◆ **What the task requires**: Extract each line holding the word "Tailwind" from the entries.

◆ **Dataset records**:
[Begin]

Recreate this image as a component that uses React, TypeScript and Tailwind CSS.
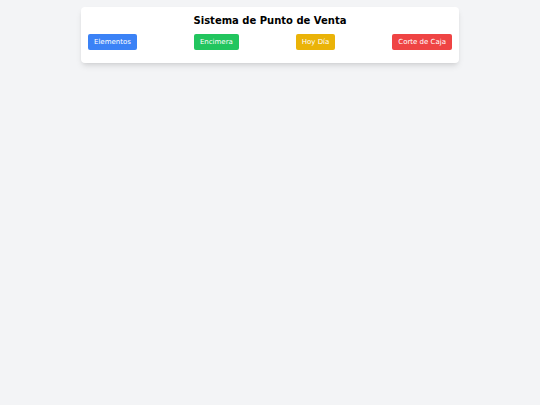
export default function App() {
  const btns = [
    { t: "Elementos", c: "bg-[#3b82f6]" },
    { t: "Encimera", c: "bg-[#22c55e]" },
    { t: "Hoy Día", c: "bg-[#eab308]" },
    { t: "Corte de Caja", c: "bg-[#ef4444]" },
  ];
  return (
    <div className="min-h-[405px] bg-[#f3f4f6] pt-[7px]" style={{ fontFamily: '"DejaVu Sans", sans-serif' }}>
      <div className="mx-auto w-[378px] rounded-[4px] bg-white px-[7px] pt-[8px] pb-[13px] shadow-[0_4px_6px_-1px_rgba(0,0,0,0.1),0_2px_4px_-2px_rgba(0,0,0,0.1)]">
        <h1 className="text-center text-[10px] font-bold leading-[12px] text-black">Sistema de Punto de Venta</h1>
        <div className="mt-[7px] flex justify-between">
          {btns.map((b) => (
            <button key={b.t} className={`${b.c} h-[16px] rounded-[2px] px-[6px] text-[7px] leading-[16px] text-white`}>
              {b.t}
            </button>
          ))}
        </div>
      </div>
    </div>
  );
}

[End]
[Begin]

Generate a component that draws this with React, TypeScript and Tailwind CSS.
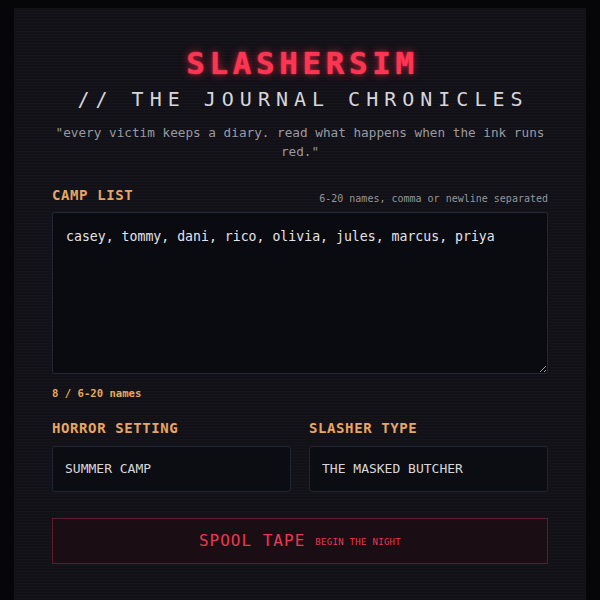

[End]

◆ **The completed task**:
Recreate this image as a component that uses React, TypeScript and Tailwind CSS.
Generate a component that draws this with React, TypeScript and Tailwind CSS.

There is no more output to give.